Christine Lagarde, the European Central Bank president
Christine Lagarde, the European Central Bank president, will find it difficult to cut rates further given her reliance on staff forecasts and amid signs of lingering inflation © Thomas Lohnes/Getty Images

The writer is a former president of the World Bank

This year macroeconomists and market mavens alike have been making mistaken guesses about the interest rate calls of major central banks. The masters of finance need to add another element to their forecasts: institutional politics. 

Neither the US Federal Reserve’s Jay Powell nor the European Central Bank’s Christine Lagarde is a certified member of the central bankers’ club.

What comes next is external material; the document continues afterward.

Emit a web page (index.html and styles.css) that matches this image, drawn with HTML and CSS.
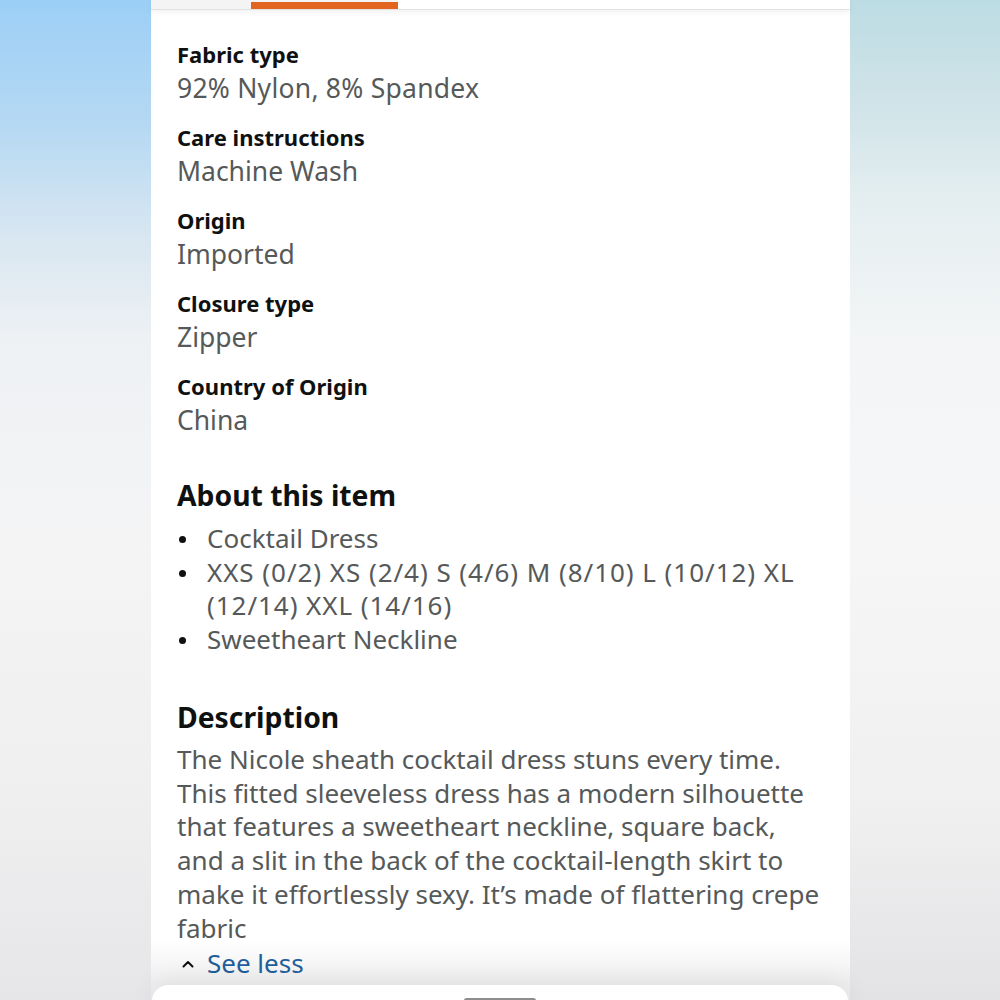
FILE: index.html
```html
<!DOCTYPE html>
<html lang="en">
<head>
<meta charset="utf-8">
<title>Product details</title>
<link rel="stylesheet" href="styles.css">
</head>
<body>
<div class="page">
  <div class="side side-left"></div>
  <main class="card">
    <div class="tabs">
      <div class="tab tab-first"></div>
      <div class="tab tab-active"></div>
      <div class="tab tab-rest"></div>
    </div>
    <div class="content">
      <dl class="facts">
        <div class="fact"><dt>Fabric type</dt><dd class="numeric">92% Nylon, 8% Spandex</dd></div>
        <div class="fact"><dt>Care instructions</dt><dd>Machine Wash</dd></div>
        <div class="fact"><dt>Origin</dt><dd>Imported</dd></div>
        <div class="fact"><dt>Closure type</dt><dd>Zipper</dd></div>
        <div class="fact"><dt>Country of Origin</dt><dd>China</dd></div>
      </dl>
      <h2 class="heading heading-about">About this item</h2>
      <ul class="bullets">
        <li><span class="dot"></span><span class="btext">Cocktail Dress</span></li>
        <li><span class="dot"></span><span class="btext sizes">XXS (0/2) XS (2/4) S (4/6) M (8/10) L (10/12) XL (12/14) XXL (14/16)</span></li>
        <li><span class="dot"></span><span class="btext">Sweetheart Neckline</span></li>
      </ul>
      <h2 class="heading heading-desc">Description</h2>
      <p class="desc">The Nicole sheath cocktail dress stuns every time. This fitted sleeveless dress has a modern silhouette that features a sweetheart neckline, square back, and a slit in the back of the cocktail-length skirt to make it effortlessly sexy. It’s made of flattering crepe fabric</p>
      <a class="see-less" href="#"><svg class="caret" width="12" height="8" viewBox="0 0 12 8"><path d="M1.5 6.5 L6 2 L10.5 6.5" fill="none" stroke="#0f1111" stroke-width="2" stroke-linecap="round" stroke-linejoin="round"/></svg><span>See less</span></a>
    </div>
  </main>
  <div class="side side-right"></div>
  <div class="sheet"><span class="handle"></span></div>
</div>
</body>
</html>
```
FILE: styles.css
```css
html, body {
  margin: 0;
  padding: 0;
}
body {
  font-family: "Noto Sans", "Open Sans", sans-serif;
  background: #f1f1f2;
}
.page {
  position: relative;
  display: flex;
  width: 1000px;
  height: 1000px;
  overflow: hidden;
}
.side {
  flex: none;
  height: 1000px;
}
.side-left {
  width: 151px;
  background: linear-gradient(180deg, #9ccff6 0%, #b4d8f3 12%, #d9e7f1 24%, #eef1f4 34%, #f4f4f5 55%, #efeff0 80%, #e6e6e8 100%);
}
.side-right {
  width: 150px;
  background: linear-gradient(180deg, #bcdce3 0%, #cfe3e8 10%, #e4eef0 20%, #f3f5f6 34%, #f6f6f7 55%, #f0f0f1 80%, #e3e3e5 100%);
}
.card {
  flex: none;
  width: 699px;
  height: 1000px;
  background: linear-gradient(180deg, #ffffff 0%, #ffffff 94%, #eeeeee 98.5%);
}
.tabs {
  display: flex;
  height: 9px;
  box-shadow: 0 1px 0 #e2e2e2, 0 3px 6px rgba(0,0,0,0.06);
  position: relative;
}
.tab-first {
  width: 100px;
  background: #f3f4f3;
}
.tab-active {
  width: 147px;
  background: linear-gradient(180deg, #f3f4f3 0 2px, #e1651f 2px 100%);
}
.tab-rest {
  flex: 1;
  background: #ffffff;
}
.content {
  padding: 28px 0 0 26px;
  width: 650px;
}
.facts {
  margin: 0;
  display: flex;
  flex-direction: column;
  gap: 15px;
}
.fact dt {
  font-weight: 700;
  font-size: 22px;
  line-height: 34px;
  color: #0f1111;
}
.fact dd {
  margin: 0;
  font-size: 26.5px;
  line-height: 34px;
  color: #565959;
}
.fact dd.numeric {
  letter-spacing: 0.25px;
}
.heading {
  margin: 0;
  font-weight: 700;
  font-size: 28.3px;
  line-height: 36px;
  color: #0f1111;
}
.heading-about {
  margin-top: 40px;
}
.bullets {
  list-style: none;
  margin: 9px 0 0 0;
  padding: 0;
}
.bullets li {
  display: flex;
  align-items: flex-start;
  font-size: 26px;
  line-height: 33.7px;
  color: #565959;
}
.dot {
  flex: none;
  width: 7px;
  height: 7px;
  border-radius: 50%;
  background: #0f1111;
  margin: 14px 21px 0 2px;
}
.btext {
  flex: 1;
}
.btext.sizes {
  letter-spacing: 0.95px;
}
.heading-desc {
  margin-top: 42px;
}
.desc {
  margin: 8px 0 0 0;
  font-size: 26px;
  line-height: 33.8px;
  color: #565959;
}
.see-less {
  display: flex;
  align-items: center;
  text-decoration: none;
  color: #1f5f9c;
  font-size: 26px;
  line-height: 34px;
}
.caret {
  flex: none;
  margin: 2px 13px 0 5px;
}
.sheet {
  position: absolute;
  left: 152px;
  top: 985px;
  width: 696px;
  height: 40px;
  background: #ffffff;
  border-radius: 16px 16px 0 0;
  box-shadow: 0 -6px 24px rgba(0,0,0,0.06);
  display: flex;
  justify-content: center;
}
.handle {
  width: 72px;
  height: 5px;
  margin-top: 13px;
  border-radius: 3px;
  background: #8d8d8d;
}
```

Lacking the economics training and record, they must operate as deft chairs of technocratic boards. Their predecessors — notably Paul Volcker, Alan Greenspan, Ben Bernanke and Mario Draghi — earned the respect of the monetary priesthood; they could debate with the experts and steer policies based on their own backgrounds. Powell and Lagarde cannot.

As a result, the Fed chair and ECB president are especially reliant on staff forecasts. But these models have not been working well. The resulting uncertainty has created more room for a range of opinions from the bank boards, but not increased authority for the principals. The institutional counter to this drift has been to rely on a supposedly refined, technical approach: “data dependence” — a term that means central bankers don’t know what to do. 

This creates complications. Powell, Lagarde and their colleagues are highly dependent on monthly releases, which are often preliminary, flawed and even contradictory. In addition, monetary policy operates with lags, probably of about nine months to over a year, so today’s data is an uncertain guide for policy.

Consider how these conditions create institutional constraints. It seems probable that Powell would like to cut rates, both to confirm his record after misjudging the inflationary surge and to give a boost to President Joe Biden. Of course Powell will stress that the Fed is apolitical, but he knows that Donald Trump, the presumptive Republican candidate, wants to fire him and run roughshod over the independence of the central bank. But Powell cannot override the monthly data even if he believes future conditions would benefit from a rate cut. 

Lagarde played her political hand differently, but has further limited her room for manoeuvre. She wrapped herself in a European flag, asserting months ago that the ECB did not need to follow the Fed. But her forward guidance pitted her credibility against data that suggested lingering inflation. Now she will find it difficult to cut again because of signals that prices may turn upwards.

Powell and Lagarde will try their best to work within these institutional boundaries. Yet market watchers need to recognise that the politics of institutions are just as important as their macroeconomic and monetary models — if not more so. In particular, investors should be alert to possible challenges to the institutional culture of central banks in 2025.

Trump has few policy principles, but the ones he does assert would spark a revival of inflation. Like any real estate developer, he always wants lower interest rates regardless of current levels, and he sees no reason to let Powell and the Fed get in his way. If he were to combine demands for rate cuts with an assault on the Fed and a broad-based tariff increase — and call to weaken the dollar — central bank credibility and effectiveness would crumble. The battle in 2025 over expiring tax cuts worth an estimated $4tn of revenue over the next decade will add to Fed worries. If the Fed loses control of inflation, the effects on the dollar, interest rates and trade would plague central banks around the world. 

During the 1970s, the Fed faced a fundamental institutional challenge. Chair Arthur Burns tried to adapt to political pressures, but left only a legacy of out-of-control inflation, vulnerability to shocks, and a weaker institution. Volcker chose a different path, becoming a model for courageous central bankers. Many people in markets today may not recall Burns’ story, but recent experience has reminded both political leaders and central bankers that voters do not like inflation. Prudent forecasters will need to study the institutional politics of central banks, as well as monetary theories and models.